How do I convert square feet to linear feet?
Divide the square feet by the material width in feet. For example, 200 square feet with 5-inch-wide material needs 200 / (5 / 12), or 480 linear feet before waste.
Why do I need the width to convert linear feet to square feet?
Linear feet measure only length. Square feet measure area, so you need both length and width before a valid area conversion can be made.
How many square feet are in one linear foot?
It depends on width. One linear foot of 12-inch-wide material is 1 square foot, one linear foot of 6-inch-wide material is 0.5 square feet, and one linear foot of 3-inch-wide material is 0.25 square feet.
Should I use nominal width or actual width?
Use actual exposed width whenever possible. Nominal lumber sizes, tongue-and-groove profiles, overlap, and gaps can make the installed coverage smaller than the sales description.
How much waste should I add?
Use the waste percentage that matches the material and layout. Ten percent is a common early-planning allowance for simple flooring projects, but patterned, diagonal, or irregular layouts may need more.

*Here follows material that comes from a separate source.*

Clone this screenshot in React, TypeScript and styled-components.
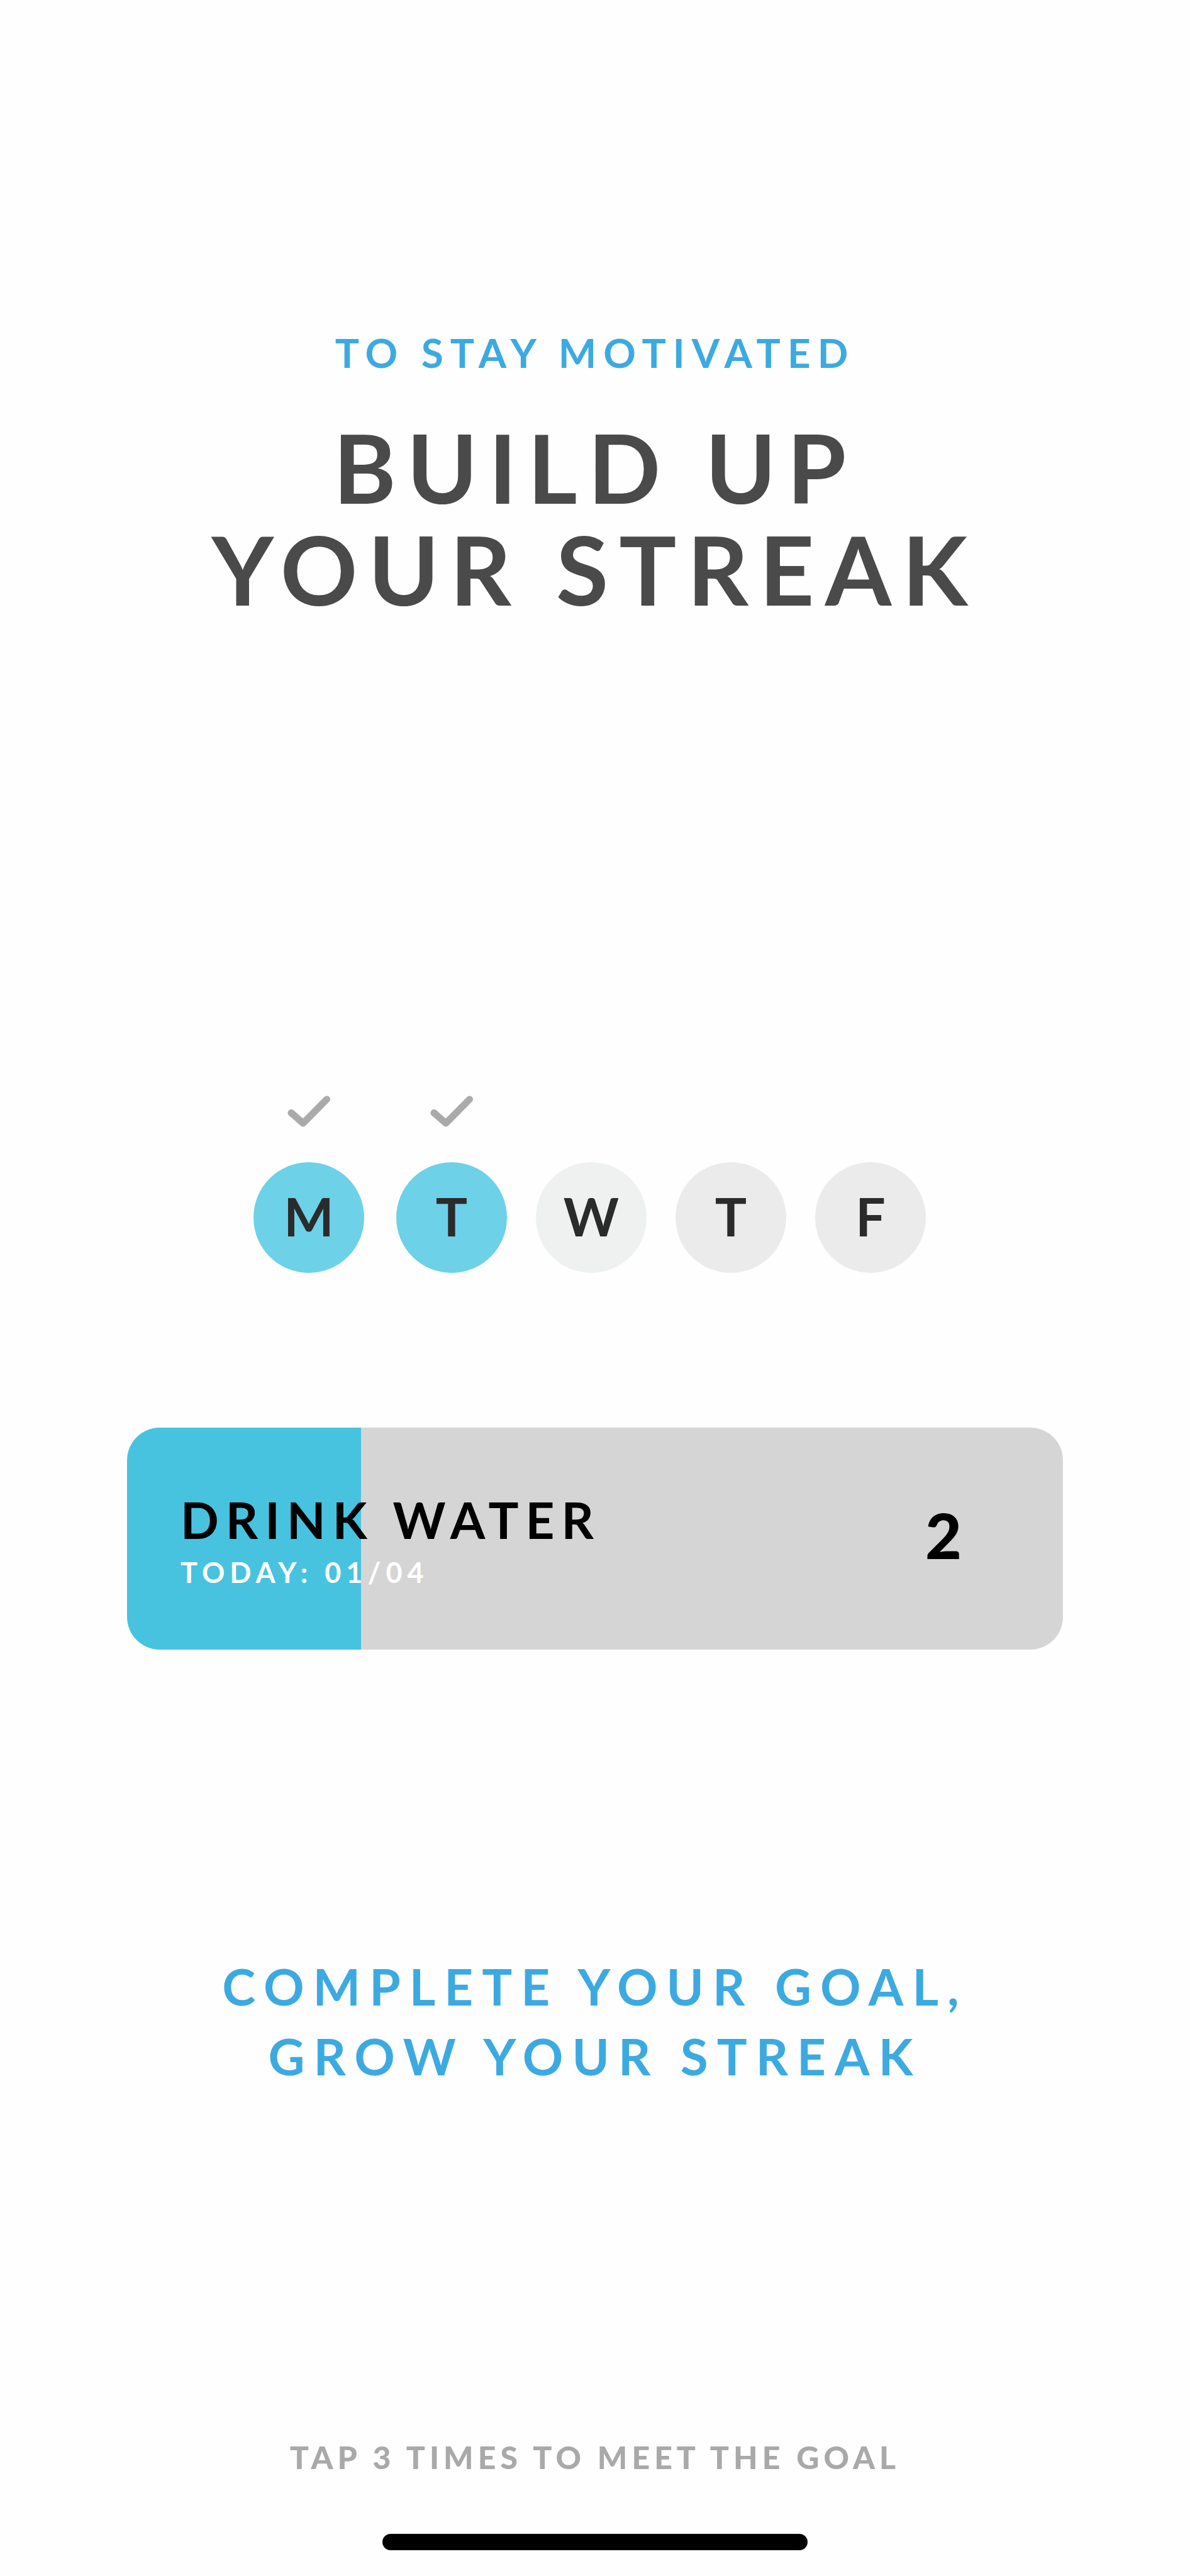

How does package coverage affect the result?
Package coverage converts the waste-adjusted square feet into whole cartons, bundles, or rolls. The calculator rounds package counts up because most materials cannot be bought as partial packages.
What is the difference between square feet and board feet?
Square feet measure surface area only. Board feet measure lumber volume and include thickness as well as width and length.
Does this work for flooring planks and trim?
Yes, as a quick conversion for constant-width material. You should still confirm actual installed coverage, overlap, waste allowance, and package quantities before ordering.
Can I use this for carpet, vinyl, or sheet goods?
Yes when the material has a constant width and is sold by length. For broadloom carpet or sheet vinyl, also check roll width, seam layout, pattern repeat, and retailer cutting rules before ordering.